The Court ruled that the state of Nigeria was in violation of the Maputo Protocol, African Charter, CEDAW, and other international human rights instruments. The Court ordered a compensation of six million Naira (Approximately 15,600 USD) to the first, third, and fourth applicants.

8. Holding Egypt accountable for not investigating violence against women during a demonstration

Four women were physically and sexually assaulted in 2005 during a demonstration organized by the Egyptian Movement of Change to challenge the Egyptian Constitution to allow for multiple candidates during presidential elections. The women reported the case to the Public Prosecution Office but the investigators refused to take statements from eye witnesses. 

The African Commission, in finding Egypt to be in violation of the rights enshrined in the African Charter,  referred to the definition of violence against women under Article 1 of the Maputo Protocol and also urged the Egyptian government to ratify the Maputo Protocol.

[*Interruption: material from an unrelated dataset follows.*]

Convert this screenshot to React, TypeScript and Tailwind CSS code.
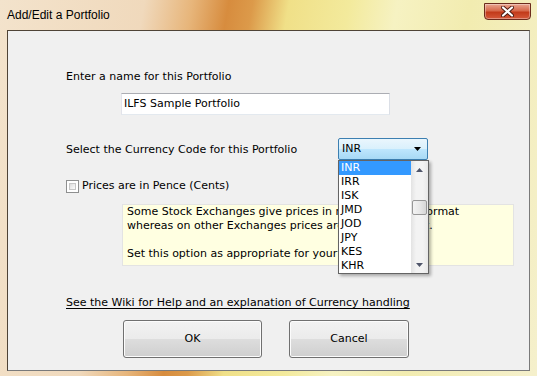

9. Setting a precedent for equality in inheritance rights in South Africa

In South Africa, a sister to a deceased was denied access to the deceased’s estate. The deceased had no children or wife, and did not have living parents and grandparents.

The Constitutional Court in South Africa ruled that section 23 of the Black Administration Act was discriminatory. The Court ruled that exclusion of women from inheritance is a violation of equality and non-discrimination under the South African Constitution and the petitioner was declared the sole heir in her deceased brother’s estate.


The Maputo Protocol is vital to ensuring the rights of every woman and girl in Africa are protected and promoted. Since its inception in 2004, the Solidarity for African Women’s Rights Coalition (SOAWR) has advocated for the adoption, ratification and domestication of the Maputo Protocol. As a proud SOAWR member, Equality Now calls on those remaining states to sign and ratify the Protocol, and for all states to ensure full application of Protocol so that the values of the Protocol become a lived reality for women and girls in Africa.